Desayunamos, comemos y cenamos inmersos en Cataluña,
rodeados por todas partes de procés independentista. Antes de abrir los ojos ya
estamos empachados de esteladas que se cruzan con banderas españolas y por la
noche no nos dejan dormir las imágenes de Puigdemont y Rajoy taladrándonos el
cerebro con la locura del 155. Como Jordi Évole y como tantísimos catalanes,
estoy deseando levantarme sin sobresaltos, olvidarme de las semanas decisivas y
dejar de vivir días históricos para empezar a vivir otra vez días menos
trascendentes y estupendos.
Estoy convencido de que en este asunto, como en casi todos,
las verdades a medias distorsionan y dificultan la comprensión de la realidad.

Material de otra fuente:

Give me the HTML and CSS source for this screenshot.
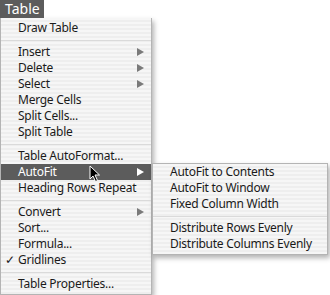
FILE: index.html
```html
<!DOCTYPE html>
<html lang="en">
<head>
    <meta charset="UTF-8">
    <title>Table Menu</title>
    <link rel="stylesheet" href="styles.css">
</head>
<body>

<div class="menubar">
    <span class="tab">Table</span>
</div>

<ul class="menu">
    <li class="item">Draw Table</li>
    <li class="sep"></li>
    <li class="item sub">Insert</li>
    <li class="item sub">Delete</li>
    <li class="item sub">Select</li>
    <li class="item">Merge Cells</li>
    <li class="item">Split Cells...</li>
    <li class="item">Split Table</li>
    <li class="sep"></li>
    <li class="item">Table AutoFormat...</li>
    <li class="item sub active">AutoFit
        <svg class="cursor" width="12" height="18" viewBox="0 0 12 18">
            <path d="M1 1 L1 14 L4 11 L6.5 16.5 L8.5 15.5 L6 10 L10.5 10 Z" fill="#000" stroke="#fff" stroke-width="1"/>
        </svg>
        <ul class="menu submenu">
            <li class="item">AutoFit to Contents</li>
            <li class="item">AutoFit to Window</li>
            <li class="item">Fixed Column Width</li>
            <li class="sep"></li>
            <li class="item">Distribute Rows Evenly</li>
            <li class="item">Distribute Columns Evenly</li>
        </ul>
    </li>
    <li class="item">Heading Rows Repeat</li>
    <li class="sep"></li>
    <li class="item sub">Convert</li>
    <li class="item">Sort...</li>
    <li class="item">Formula...</li>
    <li class="item checked">Gridlines</li>
    <li class="sep"></li>
    <li class="item">Table Properties...</li>
</ul>

</body>
</html>
```

FILE: styles.css
```css
body {
    margin: 0;
    background-color: #fff;
    font-family: "Noto Sans", "Lucida Grande", sans-serif;
    font-size: 12px;
    letter-spacing: -0.25px;
    color: #1a1a1a;
}
.menubar {
    height: 18px;
}
.tab {
    display: inline-block;
    width: 44px;
    height: 18px;
    line-height: 17px;
    box-sizing: border-box;
    padding-left: 5px;
    background-color: #5c5c5c;
    color: #fff;
    font-size: 14px;
    letter-spacing: 0;
}
.menu {
    list-style: none;
    margin: 0;
    padding: 2px 0;
    width: 152px;
    box-sizing: border-box;
    border: 1px solid #b4b4b4;
    border-top: none;
    background-color: #f3f3f3;
    background-image: repeating-linear-gradient(to bottom, #f6f6f6 0, #f6f6f6 2px, #eeeeee 2px, #eeeeee 4px);
    box-shadow: 2px 3px 5px rgba(0, 0, 0, 0.3);
}
.item {
    position: relative;
    height: 16px;
    line-height: 16px;
    padding-left: 17px;
    white-space: nowrap;
}
.sep {
    height: 8px;
    position: relative;
}
.sep::after {
    content: "";
    position: absolute;
    left: 0;
    right: 0;
    top: 4px;
    border-top: 1px solid #dadada;
}
.sub::before {
    content: "";
    position: absolute;
    right: 7px;
    top: 4px;
    border-left: 7px solid #7a7a7a;
    border-top: 4px solid transparent;
    border-bottom: 4px solid transparent;
}
.active {
    background-color: #5c5c5c;
    color: #fff;
}
.active::before {
    border-left-color: #fff;
}
.checked::after {
    content: "\2713";
    position: absolute;
    left: 4px;
    top: 0;
}
.cursor {
    position: absolute;
    left: 88px;
    top: 1px;
}
.submenu {
    position: absolute;
    left: 100%;
    top: -1px;
    margin-left: 1px;
    width: 176px;
    border-top: 1px solid #b4b4b4;
    padding-top: 0;
    color: #1a1a1a;
}
```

Y los porrazos, las lágrimas y el fanatismo del 1-O son consecuencia del
manoseo subrepticio de un concepto tan cándido como el del derecho a decidir. ¿Tenemos
derecho a decidir?
En principio nadie puede estar en desacuerdo con
que la gente piense por sí misma y concluya decidiendo lo que le parezca más
acertado. Es mensaje ganador. Todo el mundo lo puede comprar. Por eso se ha
restregado hasta a saciedad por todas las televisiones europeas el agravio comparativo
entre la violencia desatada por las fuerzas del orden y la inocencia de un
papel como arma para defenderse de los porrazos, o la candidez de una simple urna
enfrentada a la contundente agresividad de una carga policial. Pero en el fondo es un hábil eufemismo, un
truco mediático bien utilizado para lograr un objetivo enmascarando lo que no
se quiere dejar ver.
El derecho a la autodeterminación hay que ponerlo encima
de la mesa y tenerlo en consideración. Por supuesto. Hay que estudiarlo. Todo
merece una reflexión, todo merece un diálogo. Pero por delante ha de
anteponerse la obligación de no hacer trampas. Las reglas de juego han de ser las
mismas para todos. Habría que saber si después de que Cataluña se independizase,
Puigdemont aceptaría que se hiciese
valer el derecho a la autodeterminación por parte de alguna provincia del
territorio catalán. ¿O ese derecho no es universal? ¿Es solamente para los
catalanes pero no para los ilerdenses?
¿Hay que dividir la sociedad en colectivos más o menos privilegiados, más o
menos afines? ¿Qué pasaría si en las próximas elecciones la provincia de
Tarragona votase que quiere seguir siendo española? ¿Podría independizarse de
Cataluña? Y más aún, ¿por qué ese derecho no es extrapolable a colectividades
menores? ¿Y si pasa lo mismo con una comarca de Barcelona o un pequeño pueblo
de Girona? ¿Qué se independicen? ¿O el derecho a la autodeterminación solamente
es válido para grandes colectividades?
Sinceramente, me gustaría saber lo que
contestaría Puigdemont pero mientras tanto, a mí, en principio no hay quien me
quite de la cabeza que esto es una locura. Por eso voy a ejercer mi derecho a la autodeterminación, apago la tele, dejo aparcado el procés y me voy a tomar una caña.